** BEGIN **
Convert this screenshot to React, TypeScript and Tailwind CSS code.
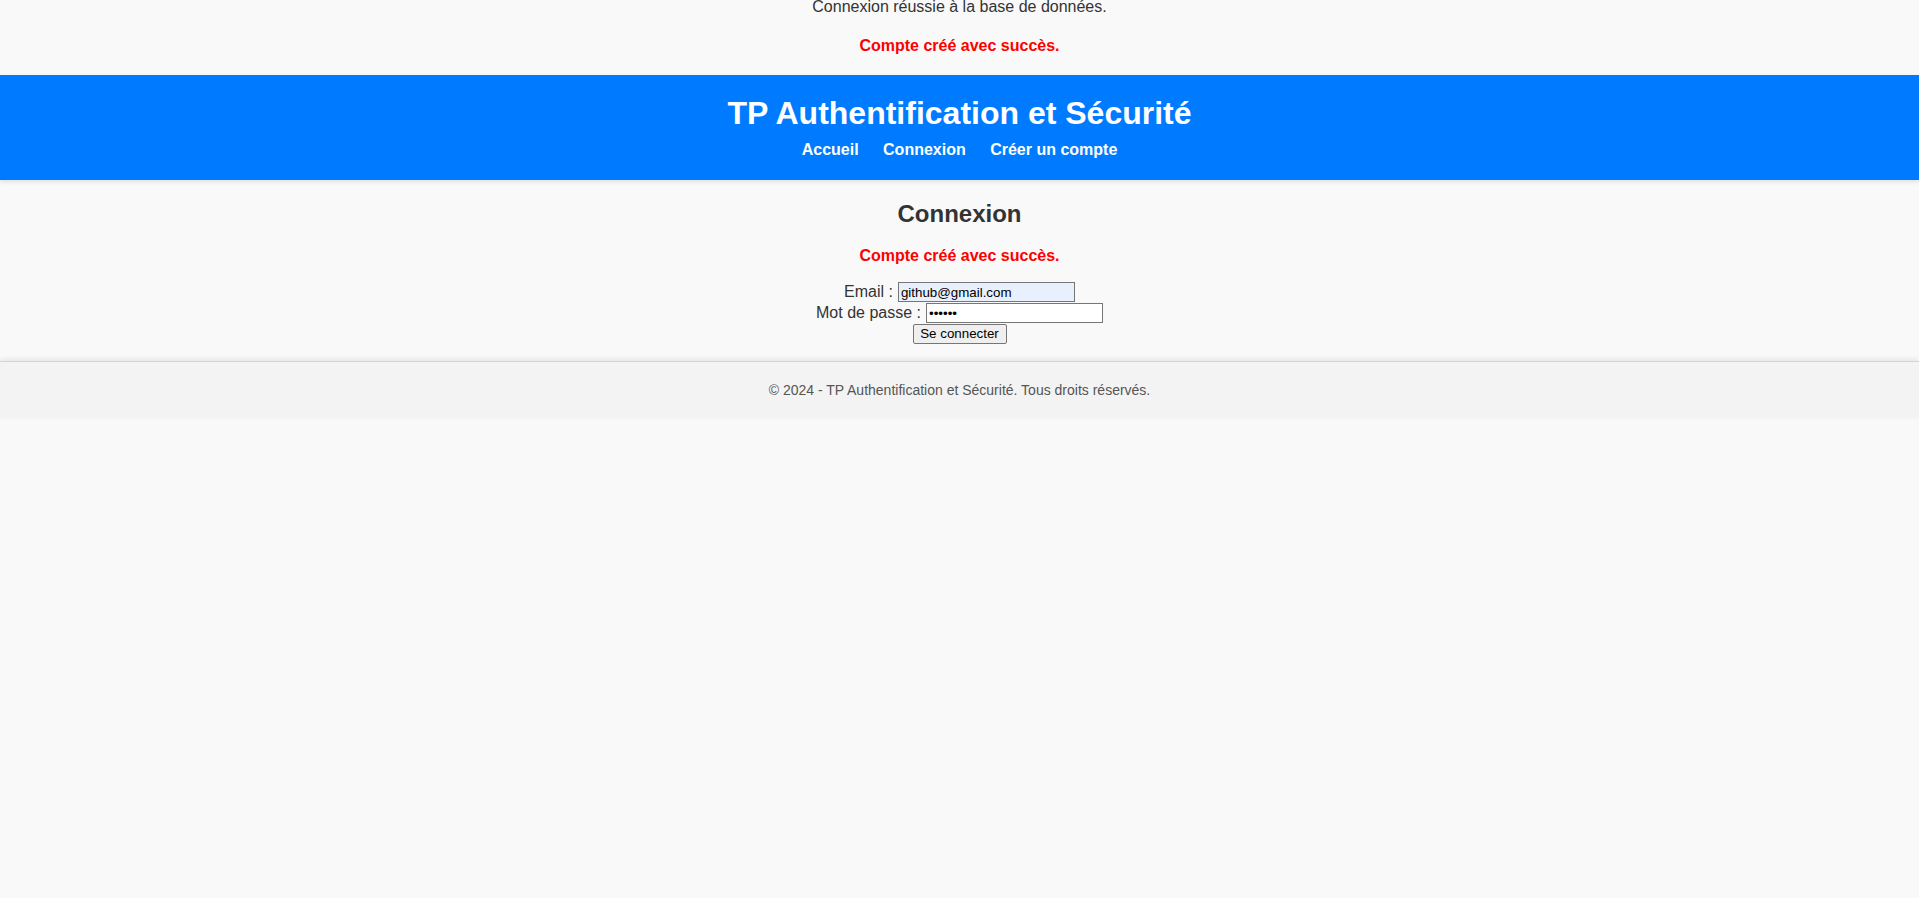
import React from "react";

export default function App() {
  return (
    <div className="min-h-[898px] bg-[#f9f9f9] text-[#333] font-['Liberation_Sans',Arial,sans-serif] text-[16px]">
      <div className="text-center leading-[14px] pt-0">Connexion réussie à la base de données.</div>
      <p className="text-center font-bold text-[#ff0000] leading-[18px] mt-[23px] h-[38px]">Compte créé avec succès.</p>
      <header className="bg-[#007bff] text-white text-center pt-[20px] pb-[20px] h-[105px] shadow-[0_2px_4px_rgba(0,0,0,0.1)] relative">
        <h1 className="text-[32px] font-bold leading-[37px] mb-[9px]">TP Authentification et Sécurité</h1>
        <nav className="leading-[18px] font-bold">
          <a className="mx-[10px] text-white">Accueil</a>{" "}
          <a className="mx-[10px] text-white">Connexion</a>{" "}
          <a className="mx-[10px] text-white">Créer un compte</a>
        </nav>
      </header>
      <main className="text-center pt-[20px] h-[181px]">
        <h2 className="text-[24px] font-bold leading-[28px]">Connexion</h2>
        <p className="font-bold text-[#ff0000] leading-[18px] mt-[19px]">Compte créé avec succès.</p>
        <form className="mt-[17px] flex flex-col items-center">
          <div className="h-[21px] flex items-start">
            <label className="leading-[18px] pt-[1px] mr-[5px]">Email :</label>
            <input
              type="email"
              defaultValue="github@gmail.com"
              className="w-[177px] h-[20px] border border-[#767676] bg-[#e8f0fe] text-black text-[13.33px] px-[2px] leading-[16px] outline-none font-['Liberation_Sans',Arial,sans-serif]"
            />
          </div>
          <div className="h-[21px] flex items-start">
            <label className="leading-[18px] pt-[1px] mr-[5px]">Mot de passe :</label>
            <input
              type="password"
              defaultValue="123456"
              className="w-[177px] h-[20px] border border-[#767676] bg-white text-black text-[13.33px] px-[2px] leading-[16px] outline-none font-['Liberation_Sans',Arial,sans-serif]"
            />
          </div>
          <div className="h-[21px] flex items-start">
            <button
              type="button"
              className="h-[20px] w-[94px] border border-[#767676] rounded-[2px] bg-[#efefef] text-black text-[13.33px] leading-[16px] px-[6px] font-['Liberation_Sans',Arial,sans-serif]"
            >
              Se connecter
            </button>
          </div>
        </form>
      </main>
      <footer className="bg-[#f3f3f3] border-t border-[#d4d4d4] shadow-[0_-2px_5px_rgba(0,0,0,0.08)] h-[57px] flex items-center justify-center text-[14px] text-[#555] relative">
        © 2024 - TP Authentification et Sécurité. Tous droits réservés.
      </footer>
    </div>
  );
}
** END **
** BEGIN **
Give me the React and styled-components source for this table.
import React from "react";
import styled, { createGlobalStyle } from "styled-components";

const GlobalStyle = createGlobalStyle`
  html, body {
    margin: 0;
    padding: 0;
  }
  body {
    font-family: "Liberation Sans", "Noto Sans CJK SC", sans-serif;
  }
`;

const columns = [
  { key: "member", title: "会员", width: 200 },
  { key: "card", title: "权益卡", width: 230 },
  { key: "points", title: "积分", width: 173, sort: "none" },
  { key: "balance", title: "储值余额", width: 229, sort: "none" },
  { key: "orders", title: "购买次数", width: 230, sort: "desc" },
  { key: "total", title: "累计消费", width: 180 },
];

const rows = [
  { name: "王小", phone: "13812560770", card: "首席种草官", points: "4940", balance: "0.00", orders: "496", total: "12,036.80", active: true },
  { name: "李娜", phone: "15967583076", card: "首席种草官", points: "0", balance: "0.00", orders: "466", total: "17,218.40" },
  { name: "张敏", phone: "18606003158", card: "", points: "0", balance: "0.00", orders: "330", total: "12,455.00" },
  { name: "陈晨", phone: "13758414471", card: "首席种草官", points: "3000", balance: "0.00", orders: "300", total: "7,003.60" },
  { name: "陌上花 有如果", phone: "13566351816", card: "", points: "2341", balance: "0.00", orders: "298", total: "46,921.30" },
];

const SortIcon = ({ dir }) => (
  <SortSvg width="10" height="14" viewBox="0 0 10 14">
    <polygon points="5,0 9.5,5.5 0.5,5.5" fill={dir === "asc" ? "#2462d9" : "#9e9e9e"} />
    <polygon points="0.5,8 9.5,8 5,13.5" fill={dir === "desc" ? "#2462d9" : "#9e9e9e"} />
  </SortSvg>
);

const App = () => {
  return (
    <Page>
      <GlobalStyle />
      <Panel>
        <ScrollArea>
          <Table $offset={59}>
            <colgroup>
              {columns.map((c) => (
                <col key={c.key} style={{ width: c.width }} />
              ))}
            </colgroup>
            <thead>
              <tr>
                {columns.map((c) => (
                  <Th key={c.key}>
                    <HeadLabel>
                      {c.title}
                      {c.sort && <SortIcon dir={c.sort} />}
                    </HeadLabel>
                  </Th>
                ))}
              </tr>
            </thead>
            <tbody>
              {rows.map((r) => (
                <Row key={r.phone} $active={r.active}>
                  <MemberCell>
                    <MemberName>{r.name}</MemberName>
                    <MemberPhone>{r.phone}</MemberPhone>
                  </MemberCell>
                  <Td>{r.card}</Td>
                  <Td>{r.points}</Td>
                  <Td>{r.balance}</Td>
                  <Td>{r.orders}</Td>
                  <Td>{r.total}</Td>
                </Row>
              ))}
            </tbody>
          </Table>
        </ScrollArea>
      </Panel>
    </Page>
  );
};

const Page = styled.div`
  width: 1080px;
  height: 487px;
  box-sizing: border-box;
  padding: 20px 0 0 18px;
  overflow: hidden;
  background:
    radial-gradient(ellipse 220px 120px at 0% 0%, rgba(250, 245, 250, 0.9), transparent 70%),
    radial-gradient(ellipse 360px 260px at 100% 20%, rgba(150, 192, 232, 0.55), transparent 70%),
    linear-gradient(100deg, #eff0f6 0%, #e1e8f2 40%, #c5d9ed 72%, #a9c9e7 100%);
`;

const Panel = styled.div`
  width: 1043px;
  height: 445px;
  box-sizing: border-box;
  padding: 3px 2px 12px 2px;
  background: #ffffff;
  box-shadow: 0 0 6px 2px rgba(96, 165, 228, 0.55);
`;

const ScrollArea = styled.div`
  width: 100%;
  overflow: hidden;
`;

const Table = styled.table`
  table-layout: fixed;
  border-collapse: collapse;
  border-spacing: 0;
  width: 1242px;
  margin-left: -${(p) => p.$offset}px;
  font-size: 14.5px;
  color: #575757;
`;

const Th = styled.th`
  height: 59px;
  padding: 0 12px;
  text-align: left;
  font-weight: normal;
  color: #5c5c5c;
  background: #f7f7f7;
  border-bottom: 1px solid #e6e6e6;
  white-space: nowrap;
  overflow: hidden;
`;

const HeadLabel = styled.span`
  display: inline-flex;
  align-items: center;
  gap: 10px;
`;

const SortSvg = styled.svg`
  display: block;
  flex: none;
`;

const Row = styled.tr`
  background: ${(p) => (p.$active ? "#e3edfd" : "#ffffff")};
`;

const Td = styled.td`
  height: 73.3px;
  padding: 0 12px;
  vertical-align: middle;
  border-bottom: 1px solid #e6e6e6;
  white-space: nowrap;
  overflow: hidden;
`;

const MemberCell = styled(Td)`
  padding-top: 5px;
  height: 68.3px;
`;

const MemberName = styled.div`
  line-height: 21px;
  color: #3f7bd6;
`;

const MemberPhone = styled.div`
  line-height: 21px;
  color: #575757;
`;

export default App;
** END **
# Requirements
State the count of lines above containing the string "components", and add nothing to it.

# Result for this exercise
2